Recently, Unilever sold its All, Snuggle, Wisk, Surf and Sunlight brands to global private equity firm Vestar Capital Partners for $1.08 billion in cash. Why? They were so squeezed between market leader P&G and private label that they felt they couldn’t compete — even though their laundry care unit resulted in $1 billion in turnover for the company last year.

And Brandweek reports Unilever is not alone:

“ConAgra (… is) selling its Pemmican beef jerky brand to Brazil-based Marfrig Group (…) Kraft (…) relieved itself of lackluster-performing Post cereal line (…) The bigger companies are now looking to shed any brand that isn’t the leader in their category. No. 1: thumbs up. No. 2: ditch,” said Chris Bragas, CEO of Eastwest Marketing Group, New York, which specializes in strategic planning, advertising and partnership marketing.”

And now Ad Age reports that private-label is taking the next step and breaking down the walls between retailers. Safeway is taking its organic house brand, O Organics, and better-for-you brand, Eating Right, into competitive grocery-chains nationwide this fall.

This leaves CPG marketers with two choices. Cry in our rum. Or find ways to fight back.

How To Fight Back Against Private Label

Innovation, Innovation, Innovation. One way to beat the pirates: build faster brands.
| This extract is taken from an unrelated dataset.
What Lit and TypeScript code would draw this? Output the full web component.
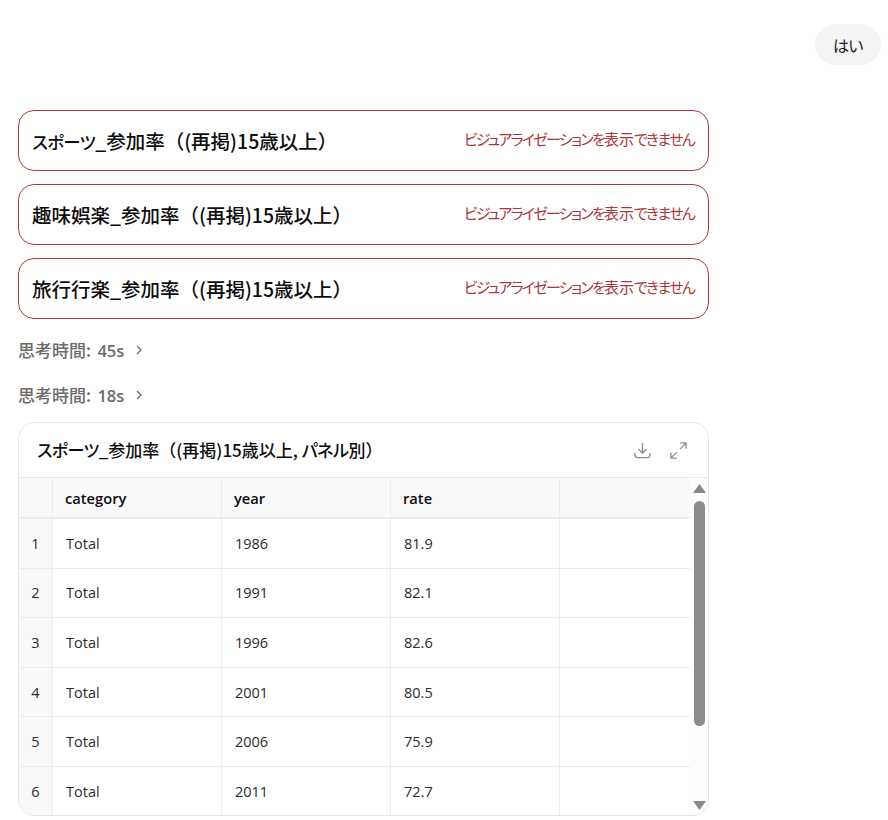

According to Advertising Age, product categories in more than 20 countries show a private-label market that is 56% higher where there is low innovation activity compared with categories with many new products

Where are you supposed to find all these new ideas? Go online. Listen to blogs. Build a strong online loyalty program. Create digital panels and get engaged with your consumers.
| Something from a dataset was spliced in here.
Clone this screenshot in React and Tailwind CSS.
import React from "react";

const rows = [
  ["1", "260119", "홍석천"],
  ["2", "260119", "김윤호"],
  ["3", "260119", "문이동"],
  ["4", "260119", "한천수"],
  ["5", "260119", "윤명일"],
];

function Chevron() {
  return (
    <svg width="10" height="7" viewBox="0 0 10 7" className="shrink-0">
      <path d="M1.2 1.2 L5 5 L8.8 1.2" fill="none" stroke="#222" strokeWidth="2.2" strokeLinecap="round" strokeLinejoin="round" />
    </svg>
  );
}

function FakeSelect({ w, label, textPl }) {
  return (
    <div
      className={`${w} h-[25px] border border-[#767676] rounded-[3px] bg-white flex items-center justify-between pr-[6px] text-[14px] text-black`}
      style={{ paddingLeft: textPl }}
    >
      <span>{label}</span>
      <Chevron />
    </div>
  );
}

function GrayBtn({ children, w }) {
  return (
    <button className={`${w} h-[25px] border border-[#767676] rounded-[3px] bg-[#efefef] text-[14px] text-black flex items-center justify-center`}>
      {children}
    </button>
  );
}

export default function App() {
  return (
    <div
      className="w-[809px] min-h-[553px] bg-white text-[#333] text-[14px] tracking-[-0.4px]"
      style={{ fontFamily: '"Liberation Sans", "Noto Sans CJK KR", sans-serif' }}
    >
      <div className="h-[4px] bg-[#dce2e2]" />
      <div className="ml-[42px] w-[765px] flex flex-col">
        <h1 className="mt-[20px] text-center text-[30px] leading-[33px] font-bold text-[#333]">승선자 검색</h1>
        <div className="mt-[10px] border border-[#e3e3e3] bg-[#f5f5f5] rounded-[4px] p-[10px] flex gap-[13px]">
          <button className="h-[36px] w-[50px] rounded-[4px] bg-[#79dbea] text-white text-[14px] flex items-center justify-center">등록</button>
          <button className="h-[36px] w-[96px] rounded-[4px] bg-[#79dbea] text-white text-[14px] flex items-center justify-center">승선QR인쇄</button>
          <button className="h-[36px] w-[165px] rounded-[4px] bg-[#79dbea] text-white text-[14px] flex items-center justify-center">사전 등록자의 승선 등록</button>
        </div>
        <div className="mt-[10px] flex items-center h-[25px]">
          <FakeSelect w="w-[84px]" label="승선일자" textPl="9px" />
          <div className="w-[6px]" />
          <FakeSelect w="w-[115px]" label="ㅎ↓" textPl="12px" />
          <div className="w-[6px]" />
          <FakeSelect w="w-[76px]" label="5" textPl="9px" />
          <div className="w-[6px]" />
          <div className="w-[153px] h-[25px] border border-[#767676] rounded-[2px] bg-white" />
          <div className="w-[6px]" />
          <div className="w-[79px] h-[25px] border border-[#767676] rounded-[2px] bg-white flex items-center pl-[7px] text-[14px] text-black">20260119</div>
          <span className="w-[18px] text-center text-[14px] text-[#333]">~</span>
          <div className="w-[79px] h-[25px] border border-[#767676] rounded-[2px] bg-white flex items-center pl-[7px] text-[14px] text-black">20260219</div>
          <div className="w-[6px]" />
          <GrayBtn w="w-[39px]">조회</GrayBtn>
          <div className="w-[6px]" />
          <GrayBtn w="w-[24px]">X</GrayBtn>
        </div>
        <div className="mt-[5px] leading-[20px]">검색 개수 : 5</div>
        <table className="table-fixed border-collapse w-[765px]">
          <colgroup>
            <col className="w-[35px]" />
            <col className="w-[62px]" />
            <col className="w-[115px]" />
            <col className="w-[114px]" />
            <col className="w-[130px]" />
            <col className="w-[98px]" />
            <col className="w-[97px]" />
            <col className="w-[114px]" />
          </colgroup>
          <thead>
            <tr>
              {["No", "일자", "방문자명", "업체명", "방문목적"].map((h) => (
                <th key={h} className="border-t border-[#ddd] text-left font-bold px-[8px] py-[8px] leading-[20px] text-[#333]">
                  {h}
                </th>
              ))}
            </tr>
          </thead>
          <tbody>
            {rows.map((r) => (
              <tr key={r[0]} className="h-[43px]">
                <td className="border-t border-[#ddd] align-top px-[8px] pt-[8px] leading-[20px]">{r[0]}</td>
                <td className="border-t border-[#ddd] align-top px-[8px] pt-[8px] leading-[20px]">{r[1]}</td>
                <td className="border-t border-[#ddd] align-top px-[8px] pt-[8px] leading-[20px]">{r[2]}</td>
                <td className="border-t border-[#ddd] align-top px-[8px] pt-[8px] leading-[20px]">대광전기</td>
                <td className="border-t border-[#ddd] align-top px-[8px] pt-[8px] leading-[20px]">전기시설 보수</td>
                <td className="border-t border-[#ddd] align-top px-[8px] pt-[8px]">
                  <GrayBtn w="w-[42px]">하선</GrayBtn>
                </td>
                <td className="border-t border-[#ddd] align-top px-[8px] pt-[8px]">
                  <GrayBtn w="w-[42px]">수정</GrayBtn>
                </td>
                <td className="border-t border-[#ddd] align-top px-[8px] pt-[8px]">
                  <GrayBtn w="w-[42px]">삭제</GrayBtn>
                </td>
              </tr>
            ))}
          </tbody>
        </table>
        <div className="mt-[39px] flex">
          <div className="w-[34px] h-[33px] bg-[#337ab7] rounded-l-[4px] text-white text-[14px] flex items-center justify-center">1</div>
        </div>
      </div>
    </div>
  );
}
Yes, the pirates can do these same things. Our job as protectors of our brands is to do it better, faster and smarter. It’s do-or-die.
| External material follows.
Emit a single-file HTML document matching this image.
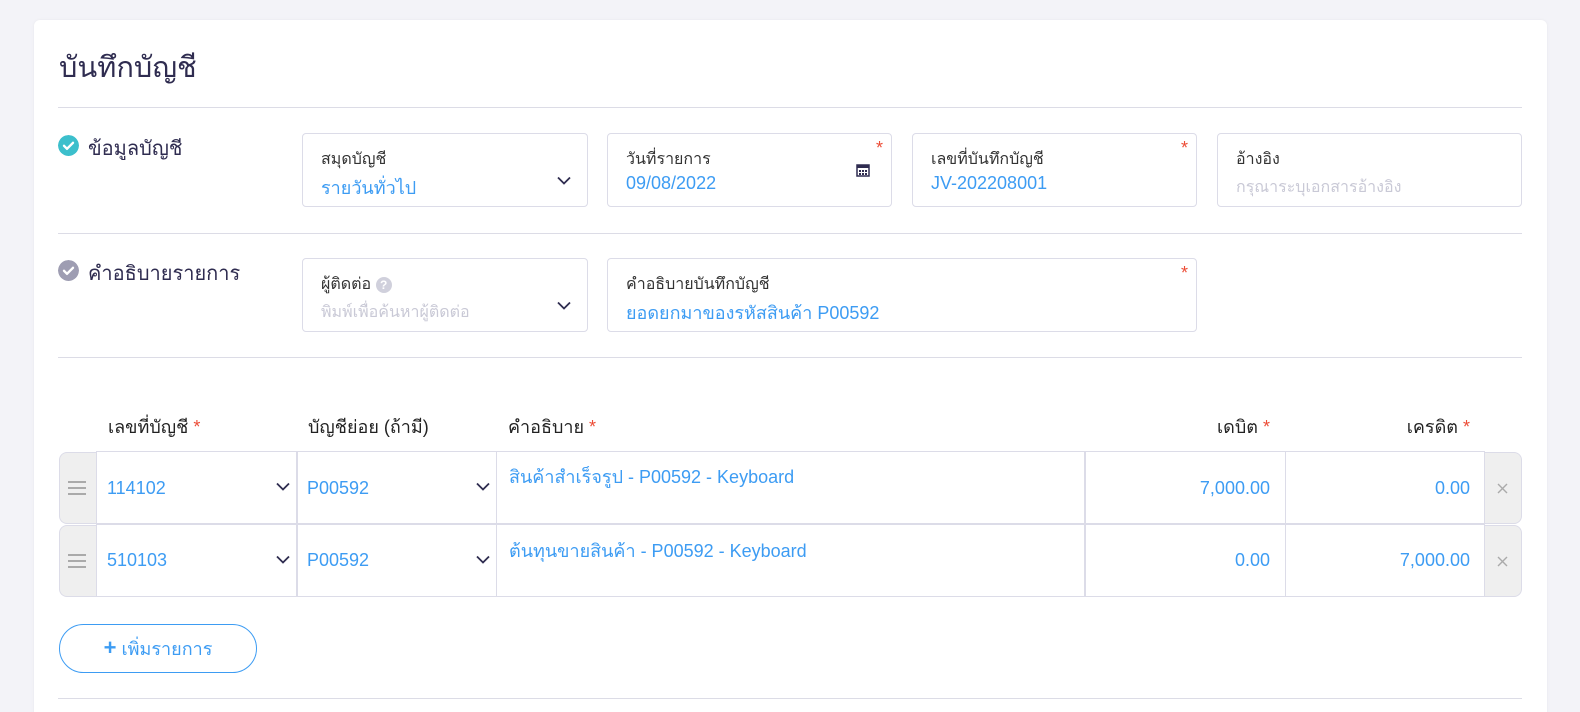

Go Crazy. And Go More Digital. Let’s face it. There’s no rational reason to buy a name-brand product if the cheaper store-brand product is just as good.

If you can’t be better (for legal or cost-of-goods reasons), forget rational. Go crazy, and go digital.

According to Brandweek, P&G has been able to maintain the upper edge over competitors like Unilever while fighting off private label by continuously seeking innovation in product launches. Earlier this month, for example, P&G announced it was introducing a line of laundry and fabric softeners, called Tide and Downy Total Care, made from beauty care products.

Why not go a step further? P&G can create online fashion and beauty shows to support the launch, enlist celebrities to pitch, and build social communities around these ideas.

Shake things up.

Be More Facebook and Less Faceless. Private-label brands count on brands being boring, rational and predictable. They count on our brands being managed by bankers and not entrepreneurs.

Maybe what you need are a few more loose cannons rolling around on your decks. Challenge your agencies to think crazier. Ask social networks and online ad networks what they could do if there were no rules.

The commanders of the private-label ships are the same execs who used to manage your brands. They know your playbook as well as you do. Burn it, and keep them off guard.

Get Closer To Your Customers. Private-label brands know people like saving money. But since they’re not investing, they can’t learn the kinds of things that you can learn. What are the emotional reasons people need a pasta sauce, or a frozen dinner, or a haircolor?

What do your customers want to do? Who do they want to be? What do they dream? Can you offer them branded online tools that make their lives more interesting, more fun, less dull?

Leave the Parrots to the Pirates. The world doesn’t need more “me-too” products. By the time you copy a successful innovation, the pirates will be there too.

How else can CPG brands do battle against private-label, and win? What do you think?